3. We all know Gravitational Time Dilation does not affect Mann's planet as it is far from Gargantua’s vicinity. But we also know, almost immediately after the Endurance’s explosive accident in orbit around Mann’s planet, the crew find the Endurance being pulled toward Gargantua’s horizon. From this it appears when crew leaves Mann’s planet, the planet must be near Gargantua. Following diagram is the orbit of Mann's Planet.

According to this, what should be the orbital period and orbital velocity of Mann's planet for a person on Earth and a person on Mann's planet.

4. How long Dr. Mann spent time on Mann's planet according to him and according to an observer on Earth(Keep its orbital path in mind)? How long did he spend in hibernation for both observers?

5. Why was Endurance able to receive signal from Earth but Earth was not able to receive signal sent by Endurance.

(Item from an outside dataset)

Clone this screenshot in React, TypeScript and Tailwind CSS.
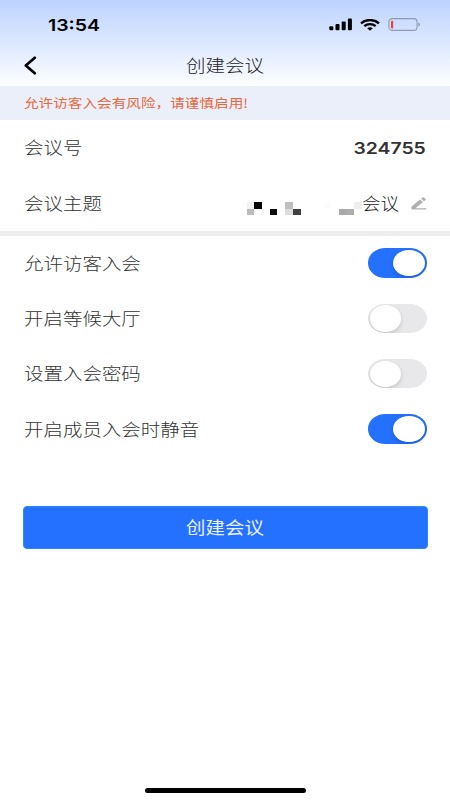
import { useState } from "react";

type SettingKey = "guest" | "lobby" | "password" | "mute";

const settings: { key: SettingKey; label: string }[] = [
  { key: "guest", label: "允许访客入会" },
  { key: "lobby", label: "开启等候大厅" },
  { key: "password", label: "设置入会密码" },
  { key: "mute", label: "开启成员入会时静音" },
];

// Masked part of the meeting topic, two rows of 15 cells
const maskRows = [
  ["#f1f1f1", "#050505", "", "", "", "#bfbfbf", "", "", "", "", "#fcfcfc", "", "", "", "#eeeeee"],
  ["#bcbcbc", "", "", "#0c0c0c", "", "#dddddd", "#404040", "", "", "", "", "", "#a9a9a9", "#adadad", ""],
];

function StatusBar() {
  return (
    <div className="flex h-[46px] items-center pt-[3px] pl-[48px] pr-[29px]">
      <span className="origin-left scale-x-[1.18] pt-px font-['Inter'] text-[16.5px] font-semibold leading-none text-black">
        13:54
      </span>
      <div className="ml-auto flex items-center">
        <svg width="24" height="13" viewBox="0 0 24 13" className="mr-[7px]">
          <rect x="0.3" y="8.3" width="4" height="4" rx="1" />
          <rect x="6.5" y="6" width="4" height="6.3" rx="1" />
          <rect x="12.7" y="3.4" width="4" height="8.9" rx="1" />
          <rect x="18.9" y="0.6" width="4" height="11.7" rx="1" />
        </svg>
        <svg width="20" height="12" viewBox="0 0 20 12" className="mr-[8px]" fill="none" stroke="black" strokeWidth="2.4">
          <path d="M1 4.3C6 0 14 0 19 4.3" />
          <path d="M4.3 7.2C7.5 4.4 12.5 4.4 15.7 7.2" />
          <path d="M7.2 9.3C8.8 8 11.2 8 12.8 9.3L10 11.8Z" fill="black" stroke="none" />
        </svg>
        <svg width="33" height="13" viewBox="0 0 33 13" fill="none">
          <rect x="0.9" y="0.6" width="28.2" height="11.8" rx="3.5" stroke="#8f9bb3" strokeWidth="1.1" />
          <rect x="3" y="2.8" width="2.2" height="7.6" rx="0.9" fill="#ff3b30" />
          <path d="M30.5 4.6C32.4 5.2 32.4 7.8 30.5 8.4Z" fill="#8290a9" />
        </svg>
      </div>
    </div>
  );
}

function Label({ children }: { children: string }) {
  return (
    <span className="origin-left scale-x-[1.18] text-[16.5px] font-light leading-none text-[#333]">
      {children}
    </span>
  );
}

function Toggle({ on, onClick }: { on: boolean; onClick: () => void }) {
  return (
    <button
      role="switch"
      aria-checked={on}
      onClick={onClick}
      className={`flex h-[29.5px] w-[59px] items-center overflow-hidden rounded-[17.5px/14.75px] px-[2px] ${
        on ? "justify-end bg-[#2470ff]" : "justify-start bg-[#e8e8ea]"
      }`}
    >
      <span className="h-[26.3px] w-[31.5px] rounded-[50%] bg-white shadow-[0_2px_4px_rgba(0,0,0,0.16)]" />
    </button>
  );
}

export default function App() {
  const [values, setValues] = useState<Record<SettingKey, boolean>>({
    guest: true,
    lobby: false,
    password: false,
    mute: true,
  });

  function toggle(key: SettingKey) {
    setValues((prev) => ({ ...prev, [key]: !prev[key] }));
  }

  return (
    <main className="flex h-[800px] w-[450px] flex-col overflow-hidden bg-white font-['Noto_Sans_CJK_SC',sans-serif]">
      {/* Header */}
      <header className="h-[86px] bg-linear-to-b from-[#bdd3ff] via-[#dce8ff] to-[#fdfeff]">
        <StatusBar />
        <div className="grid h-[39px] grid-cols-[1fr_auto_1fr] items-center">
          <svg width="14" height="19" viewBox="0 0 14 19" className="ml-[23px]" fill="none">
            <path d="M11.8 1.8L2.8 9.5L11.8 17.2" stroke="black" strokeWidth="2.7" strokeLinecap="round" strokeLinejoin="round" />
          </svg>
          <h1 className="scale-x-[1.18] pb-px text-[16.5px] font-light leading-none text-[#1d2129]">创建会议</h1>
        </div>
      </header>

      {/* Warning */}
      <div className="flex h-[34px] items-center bg-[#ebeff9] pl-[24px]">
        <p className="origin-left scale-x-[1.18] text-[12.4px] leading-none text-[#e8683c]">
          允许访客入会有风险，请谨慎启用!
        </p>
      </div>

      {/* Meeting info */}
      <section>
        <div className="flex h-[55.5px] items-center justify-between pb-px pl-[24px] pr-[24px]">
          <Label>会议号</Label>
          <span className="origin-right scale-x-[1.21] pt-px font-['Inter'] text-[16px] font-semibold leading-none text-[#333]">
            324755
          </span>
        </div>
        <div className="flex h-[55.5px] items-center pl-[24px] pr-[23px]">
          <Label>会议主题</Label>
          <div className="ml-auto mt-[11px] grid grid-cols-[repeat(15,7.7px)] grid-rows-[6.5px_6.5px]">
            {maskRows.flat().map((color, i) => (
              <span key={i} style={{ backgroundColor: color || "transparent" }} />
            ))}
          </div>
          <span className="mr-[16px] origin-left scale-x-[1.12] pb-px text-[16.5px] font-light leading-none text-[#222]">
            会议
          </span>
          <svg width="16" height="13" viewBox="0 0 16 13" fill="#b0b0b0">
            <path d="M0.5 12V9.4L9 2.6L12 5.1L4.6 11.3H15.3V12.4H0.5Z" />
            <path d="M10 1.8L11.6 0.6Q12.3 0.1 13 0.6L14.6 1.9Q15.2 2.5 14.6 3L13 4.3Z" />
          </svg>
        </div>
      </section>

      <div className="h-[4.5px] shrink-0 bg-[#ededed]" />

      {/* Settings */}
      <section>
        {settings.map(({ key, label }) => (
          <div key={key} className="flex h-[55.3px] items-center justify-between pl-[24px] pr-[23.5px]">
            <Label>{label}</Label>
            <Toggle on={values[key]} onClick={() => toggle(key)} />
          </div>
        ))}
      </section>

      <button className="ml-[23px] mr-[22px] mt-[49px] flex h-[43.5px] shrink-0 items-center justify-center rounded-[4px] border border-[#2b8cff] bg-[#2470ff]">
        <span className="mr-px scale-x-[1.18] text-[16.5px] leading-none text-white/90">创建会议</span>
      </button>

      {/* Home indicator */}
      <div className="mx-auto mt-auto mb-[7.5px] h-[5px] w-[161px] rounded-full bg-black" />
    </main>
  );
}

6. When Cooper left Earth, he was 35 Years old and when he returned, He was 124 years old for Murph. 35 + 2 years for Saturn Journey + 23 years for Miller's Planet Journey + 51 years for Black Hole Journey = 111, Where are 13 Years Missing? How Long was Cooper out for himself?

8. What is the Orbital velocity of Miller's planet for a person on Earth and a person on Miller's planet?

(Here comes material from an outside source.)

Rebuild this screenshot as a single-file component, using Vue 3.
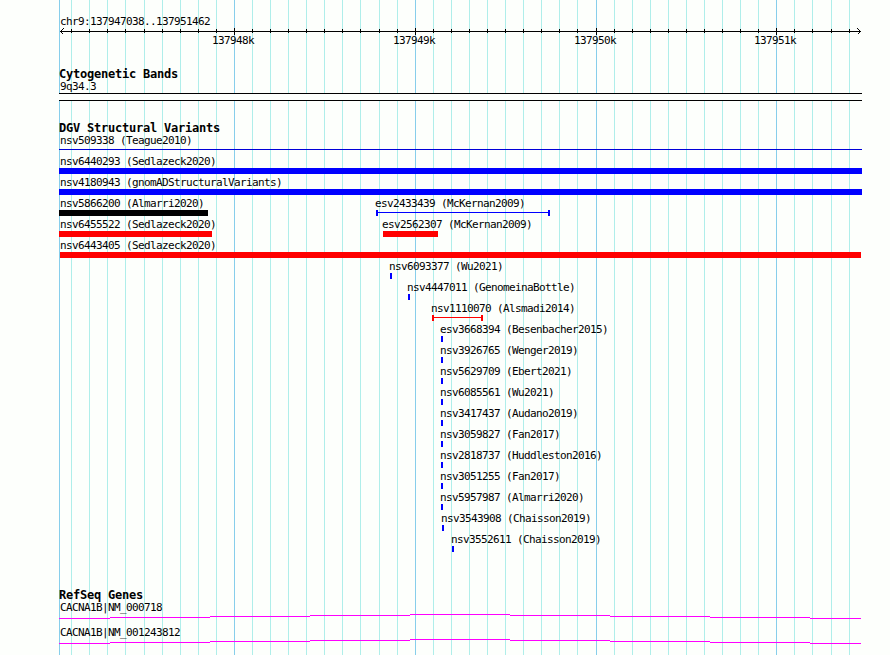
<script setup>
  import { computed } from 'vue'

  const region = 'chr9:137947038..137951462'

  // a grid line every 100 bp, the major ones fall on the 1k positions
  const gridLines = computed(() => {
    const lines = [{ x: 59, major: true, edge: true }]
    for (let i = 0; i < 44; i++) {
      lines.push({ x: Math.floor(71.745 + i * 18.078), major: i % 10 === 9, edge: false })
    }
    return lines
  })
  const ticks = computed(() => gridLines.value.filter(l => !l.edge))
  const majorTicks = computed(() =>
    ticks.value.filter(t => t.major).map((t, i) => ({ x: t.x, label: `${137948 + i}k` }))
  )

  const stacked = [
    'esv3668394 (Besenbacher2015)',
    'nsv3926765 (Wenger2019)',
    'nsv5629709 (Ebert2021)',
    'nsv6085561 (Wu2021)',
    'nsv3417437 (Audano2019)',
    'nsv3059827 (Fan2017)',
    'nsv2818737 (Huddleston2016)',
    'nsv3051255 (Fan2017)',
    'nsv5957987 (Almarri2020)'
  ]

  const variantRows = [
    [{ name: 'nsv509338 (Teague2010)', at: 60, x: 59, w: 803, kind: 'thin', color: 'blue' }],
    [{ name: 'nsv6440293 (Sedlazeck2020)', at: 60, x: 59, w: 803, kind: 'bar', color: 'blue' }],
    [{ name: 'nsv4180943 (gnomADStructuralVariants)', at: 60, x: 59, w: 803, kind: 'bar', color: 'blue' }],
    [
      { name: 'nsv5866200 (Almarri2020)', at: 60, x: 59, w: 149, kind: 'bar', color: 'black' },
      { name: 'esv2433439 (McKernan2009)', at: 375, x: 376, w: 174, kind: 'span', color: 'blue' }
    ],
    [
      { name: 'nsv6455522 (Sedlazeck2020)', at: 60, x: 59, w: 153, kind: 'bar', color: 'red' },
      { name: 'esv2562307 (McKernan2009)', at: 382, x: 383, w: 55, kind: 'bar', color: 'red' }
    ],
    [{ name: 'nsv6443405 (Sedlazeck2020)', at: 60, x: 60, w: 801, kind: 'bar', color: 'red' }],
    [{ name: 'nsv6093377 (Wu2021)', at: 389, x: 390, w: 2, kind: 'bar', color: 'blue' }],
    [{ name: 'nsv4447011 (GenomeinaBottle)', at: 407, x: 408, w: 2, kind: 'bar', color: 'blue' }],
    [{ name: 'nsv1110070 (Alsmadi2014)', at: 431, x: 432, w: 51, kind: 'span', color: 'red' }],
    ...stacked.map(name => [{ name, at: 440, x: 441, w: 2, kind: 'bar', color: 'blue' }]),
    [{ name: 'nsv3543908 (Chaisson2019)', at: 441, x: 442, w: 2, kind: 'bar', color: 'blue' }],
    [{ name: 'nsv3552611 (Chaisson2019)', at: 451, x: 452, w: 2, kind: 'bar', color: 'blue' }]
  ]

  const genes = ['CACNA1B|NM_000718', 'CACNA1B|NM_001243812']

  // introns are drawn as a shallow arch, one pixel per step
  const intronSteps = [
    [59, 110, 4], [110, 210, 3], [210, 310, 2], [310, 410, 1], [410, 510, 0],
    [510, 610, 1], [610, 710, 2], [710, 810, 3], [810, 861, 4]
  ]
</script>

<template>
  <div class="browser">
    <svg class="grid" width="890" height="655" shape-rendering="crispEdges">
      <rect
        v-for="line in gridLines" :key="line.x"
        :x="line.x" y="0" width="1" height="655"
        :class="line.major ? 'grid-major' : 'grid-minor'"
      />
    </svg>

    <header class="ruler">
      <div class="label region">{{ region }}</div>
      <svg class="axis" width="890" height="7" shape-rendering="crispEdges">
        <rect x="60" y="3" width="801" height="1" />
        <rect
          v-for="t in ticks" :key="t.x"
          :x="t.x" :y="t.major ? 0 : 1" width="1" :height="t.major ? 7 : 4"
        />
        <path class="arrow" d="M63.5 0.5L60.5 3.5L63.5 6.5M857.5 0.5L860.5 3.5L857.5 6.5" />
      </svg>
      <div class="axis-labels">
        <span v-for="t in majorTicks" :key="t.x" class="label placed" :style="{ left: t.x - 22 + 'px' }">{{ t.label }}</span>
      </div>
    </header>

    <section class="track cytobands">
      <h2>Cytogenetic Bands</h2>
      <div class="label region">9q34.3</div>
      <div class="band"></div>
    </section>

    <section class="track variants">
      <h2>DGV Structural Variants</h2>
      <div v-for="(row, i) in variantRows" :key="i" class="row">
        <template v-for="v in row" :key="v.name">
          <span class="label placed" :style="{ left: v.at + 'px' }">{{ v.name }}</span>
          <i :class="['glyph', v.kind, v.color]" :style="{ left: v.x + 'px', width: v.w + 'px' }"></i>
        </template>
      </div>
    </section>

    <section class="track genes">
      <h2>RefSeq Genes</h2>
      <div v-for="gene in genes" :key="gene" class="gene">
        <div class="label region">{{ gene }}</div>
        <svg width="890" height="5" shape-rendering="crispEdges">
          <rect v-for="s in intronSteps" :key="s[0]" :x="s[0]" :y="s[2]" :width="s[1] - s[0]" height="1" />
        </svg>
      </div>
    </section>
  </div>
</template>

<style>
  body {
    margin: 0;
    background: #fdfffc;
  }
</style>

<style scoped>
  .browser {
    position: relative;
    width: 890px;
    height: 655px;
    overflow: hidden;
    color: #000;
    background: #fdfffc;
    font-family: "DejaVu Sans Mono", monospace;
    font-size: 11px;
    line-height: 14px;
  }

  svg {
    display: block;
  }

  .grid {
    position: absolute;
    top: 0;
    left: 0;
  }

  .grid-minor { fill: #afeeea; }
  .grid-major { fill: #87ceeb; }

  .ruler, .track {
    position: relative;
  }

  .ruler {
    height: 68px;
    padding-top: 15px;
    box-sizing: border-box;
  }

  .label {
    height: 12px;
    letter-spacing: -0.622px;
    white-space: pre;
  }

  .region {
    padding-left: 60px;
  }

  .placed {
    position: absolute;
    top: 0;
  }

  .axis {
    margin-top: 1px;
  }

  .arrow {
    fill: none;
    stroke: #000;
  }

  .axis-labels {
    position: relative;
    height: 12px;
    margin-top: -1px;
  }

  h2 {
    height: 12px;
    margin: 0;
    padding-left: 59px;
    font-size: 12px;
    font-weight: bold;
    letter-spacing: -0.224px;
    line-height: 13px;
  }

  .cytobands {
    height: 54px;
  }

  .band {
    width: 803px;
    height: 8px;
    margin: 1px 0 0 59px;
    box-sizing: border-box;
    border: solid #000;
    border-width: 1px 0;
    background: #fdfffc;
  }

  .variants {
    height: 467px;
  }

  .row {
    position: relative;
    height: 21px;
  }

  .glyph {
    position: absolute;
    top: 13px;
    height: 6px;
    box-sizing: border-box;
    background: currentColor;
  }

  .blue { color: #00f; }
  .red { color: #f00; }
  .black { color: #000; }

  .thin {
    top: 15px;
    height: 1px;
    color: #0000d8;
  }

  /* end caps joined by a hairline */
  .span {
    border: solid currentColor;
    border-width: 0 2px;
    background: linear-gradient(currentColor, currentColor) 0 2px / 100% 1px no-repeat;
  }

  .gene {
    height: 25px;
  }

  .gene svg {
    margin-top: 1px;
    fill: #f0f;
  }
</style>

9. What is the age of Brand when Cooper arrives at Edmund's Planet?

10. How long Dr. Laura Miller spent time on Miller's planet according to her and according to an observer on Earth? Lets keep in mind that she died minutes ago before Cooper and Brand reached there.

11. Miller’s planet travels around Gargantua’s billion-kilometer-circumference orbit once each 1.7 hours. Could Rom see it moving very fast from Mothership?

12. If Coop and team would try to communicate with Rom from Miller's planet, how would their communication appear? According to Coop how fast would they get response from Rom and similarly how long would Rom get response from Coop & team?